For each line that holds "TypeScript", copy the line out.
╭─ DATA PROVIDED
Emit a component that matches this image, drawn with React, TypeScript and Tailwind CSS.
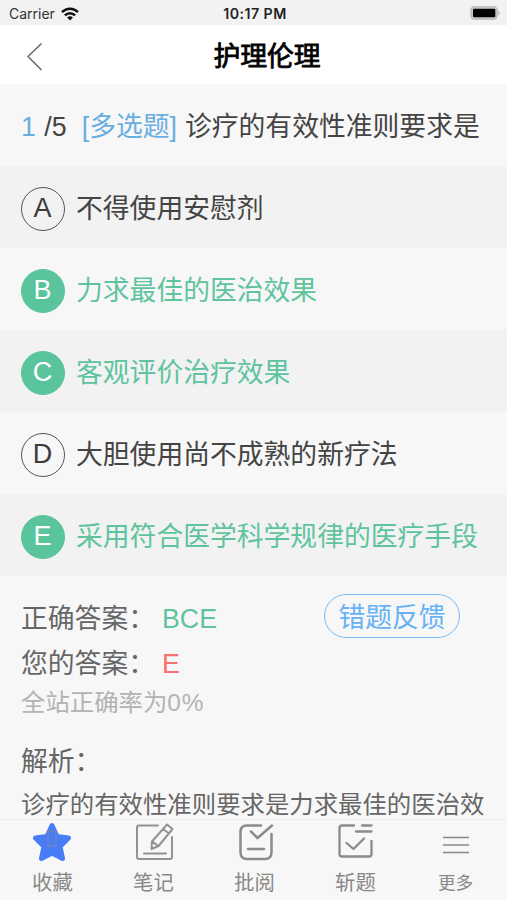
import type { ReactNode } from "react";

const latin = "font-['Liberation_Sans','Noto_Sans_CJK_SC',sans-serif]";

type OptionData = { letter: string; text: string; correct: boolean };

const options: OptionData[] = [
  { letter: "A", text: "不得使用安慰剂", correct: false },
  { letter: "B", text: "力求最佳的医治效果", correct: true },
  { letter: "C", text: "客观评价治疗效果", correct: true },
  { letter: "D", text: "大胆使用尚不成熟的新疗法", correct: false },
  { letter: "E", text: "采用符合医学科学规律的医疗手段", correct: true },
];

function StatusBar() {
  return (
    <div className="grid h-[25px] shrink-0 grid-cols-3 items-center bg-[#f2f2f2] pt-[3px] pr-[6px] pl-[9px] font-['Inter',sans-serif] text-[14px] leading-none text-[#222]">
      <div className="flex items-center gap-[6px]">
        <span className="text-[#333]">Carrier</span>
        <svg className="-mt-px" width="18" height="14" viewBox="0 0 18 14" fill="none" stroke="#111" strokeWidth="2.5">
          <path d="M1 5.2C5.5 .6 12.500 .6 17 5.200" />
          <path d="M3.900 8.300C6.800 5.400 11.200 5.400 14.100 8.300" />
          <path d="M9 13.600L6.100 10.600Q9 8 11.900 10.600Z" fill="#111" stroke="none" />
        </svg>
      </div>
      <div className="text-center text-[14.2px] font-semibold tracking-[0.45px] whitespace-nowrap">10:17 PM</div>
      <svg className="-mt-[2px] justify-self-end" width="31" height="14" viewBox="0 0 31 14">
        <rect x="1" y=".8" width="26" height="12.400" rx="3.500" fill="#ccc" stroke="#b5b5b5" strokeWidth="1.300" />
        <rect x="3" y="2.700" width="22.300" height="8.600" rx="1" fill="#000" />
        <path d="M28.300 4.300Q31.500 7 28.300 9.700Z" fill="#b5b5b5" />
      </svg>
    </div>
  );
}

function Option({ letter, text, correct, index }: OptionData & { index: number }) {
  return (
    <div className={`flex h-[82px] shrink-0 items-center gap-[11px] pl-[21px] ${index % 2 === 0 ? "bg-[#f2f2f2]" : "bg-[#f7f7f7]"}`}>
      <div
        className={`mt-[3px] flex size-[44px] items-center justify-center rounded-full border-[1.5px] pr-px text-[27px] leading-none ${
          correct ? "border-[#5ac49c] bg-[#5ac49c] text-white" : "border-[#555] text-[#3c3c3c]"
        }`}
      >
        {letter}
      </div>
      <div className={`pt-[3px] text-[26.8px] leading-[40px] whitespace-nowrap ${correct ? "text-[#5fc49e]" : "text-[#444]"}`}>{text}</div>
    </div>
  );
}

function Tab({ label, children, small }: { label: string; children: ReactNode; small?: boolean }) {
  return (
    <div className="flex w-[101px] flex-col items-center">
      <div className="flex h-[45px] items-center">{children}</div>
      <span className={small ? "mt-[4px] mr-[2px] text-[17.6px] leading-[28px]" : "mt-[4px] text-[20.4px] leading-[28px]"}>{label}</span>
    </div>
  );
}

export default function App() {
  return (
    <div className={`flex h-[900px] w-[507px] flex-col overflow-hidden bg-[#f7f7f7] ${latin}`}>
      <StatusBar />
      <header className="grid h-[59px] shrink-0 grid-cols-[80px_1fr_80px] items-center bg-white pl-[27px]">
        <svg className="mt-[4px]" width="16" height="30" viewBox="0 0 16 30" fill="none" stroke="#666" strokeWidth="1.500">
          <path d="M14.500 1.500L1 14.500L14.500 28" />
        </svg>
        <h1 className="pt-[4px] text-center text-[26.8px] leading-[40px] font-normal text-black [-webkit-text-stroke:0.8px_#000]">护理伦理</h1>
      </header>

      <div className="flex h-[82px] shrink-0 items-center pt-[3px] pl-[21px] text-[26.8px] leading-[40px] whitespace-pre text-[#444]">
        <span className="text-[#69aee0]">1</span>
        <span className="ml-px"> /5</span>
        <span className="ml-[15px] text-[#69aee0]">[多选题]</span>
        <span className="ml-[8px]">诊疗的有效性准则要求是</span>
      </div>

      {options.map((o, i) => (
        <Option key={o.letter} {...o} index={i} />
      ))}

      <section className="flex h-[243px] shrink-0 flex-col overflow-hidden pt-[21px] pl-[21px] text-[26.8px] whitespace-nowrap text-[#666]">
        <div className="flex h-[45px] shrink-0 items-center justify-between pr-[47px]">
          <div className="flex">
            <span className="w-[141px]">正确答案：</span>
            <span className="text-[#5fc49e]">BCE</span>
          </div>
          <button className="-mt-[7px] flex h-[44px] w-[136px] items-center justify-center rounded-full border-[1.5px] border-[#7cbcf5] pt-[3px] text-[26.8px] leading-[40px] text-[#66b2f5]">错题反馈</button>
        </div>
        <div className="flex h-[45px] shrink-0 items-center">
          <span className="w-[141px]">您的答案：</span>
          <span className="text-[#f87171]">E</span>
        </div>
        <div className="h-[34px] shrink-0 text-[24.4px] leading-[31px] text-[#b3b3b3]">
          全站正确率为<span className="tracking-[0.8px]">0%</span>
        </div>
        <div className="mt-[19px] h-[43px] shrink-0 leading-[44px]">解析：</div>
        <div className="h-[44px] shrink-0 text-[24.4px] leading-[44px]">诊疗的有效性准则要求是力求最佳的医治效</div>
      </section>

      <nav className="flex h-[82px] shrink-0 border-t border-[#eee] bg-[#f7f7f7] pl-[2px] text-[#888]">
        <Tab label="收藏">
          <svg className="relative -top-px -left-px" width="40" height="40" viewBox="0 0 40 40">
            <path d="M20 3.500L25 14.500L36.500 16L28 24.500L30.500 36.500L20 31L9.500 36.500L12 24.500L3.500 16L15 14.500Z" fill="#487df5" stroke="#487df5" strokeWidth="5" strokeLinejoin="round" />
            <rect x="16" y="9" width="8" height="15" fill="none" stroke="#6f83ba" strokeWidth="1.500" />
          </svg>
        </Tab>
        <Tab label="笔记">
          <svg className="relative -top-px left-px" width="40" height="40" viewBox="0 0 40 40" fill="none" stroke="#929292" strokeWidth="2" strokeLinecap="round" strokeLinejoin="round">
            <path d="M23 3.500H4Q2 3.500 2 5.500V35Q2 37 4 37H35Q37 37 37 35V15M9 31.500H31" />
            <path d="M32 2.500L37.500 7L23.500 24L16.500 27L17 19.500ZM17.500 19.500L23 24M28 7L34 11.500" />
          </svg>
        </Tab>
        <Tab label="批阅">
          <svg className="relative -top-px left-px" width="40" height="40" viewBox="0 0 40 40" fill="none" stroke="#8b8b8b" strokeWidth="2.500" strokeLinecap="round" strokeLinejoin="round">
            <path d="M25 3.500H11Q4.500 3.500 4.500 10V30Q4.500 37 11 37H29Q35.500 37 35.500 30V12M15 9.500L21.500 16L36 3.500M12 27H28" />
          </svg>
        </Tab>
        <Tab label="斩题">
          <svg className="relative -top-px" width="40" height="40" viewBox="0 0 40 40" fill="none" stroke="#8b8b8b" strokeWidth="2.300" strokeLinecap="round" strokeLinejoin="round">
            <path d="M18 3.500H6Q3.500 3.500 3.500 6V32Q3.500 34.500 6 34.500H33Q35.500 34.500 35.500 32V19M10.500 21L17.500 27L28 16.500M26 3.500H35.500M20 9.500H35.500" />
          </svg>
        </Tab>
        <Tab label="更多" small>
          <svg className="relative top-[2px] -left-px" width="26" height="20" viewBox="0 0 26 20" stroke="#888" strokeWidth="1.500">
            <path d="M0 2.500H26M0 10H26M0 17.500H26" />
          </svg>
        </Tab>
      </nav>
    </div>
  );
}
╰─
╭─ DATA PROVIDED
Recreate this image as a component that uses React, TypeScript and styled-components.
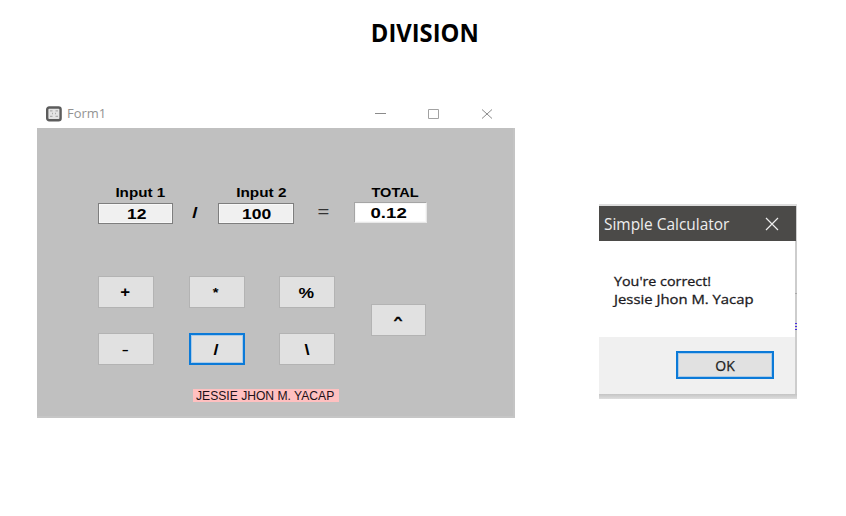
╰─
§ EXERCISE ANSWER
Emit a component that matches this image, drawn with React, TypeScript and Tailwind CSS.
Recreate this image as a component that uses React, TypeScript and styled-components.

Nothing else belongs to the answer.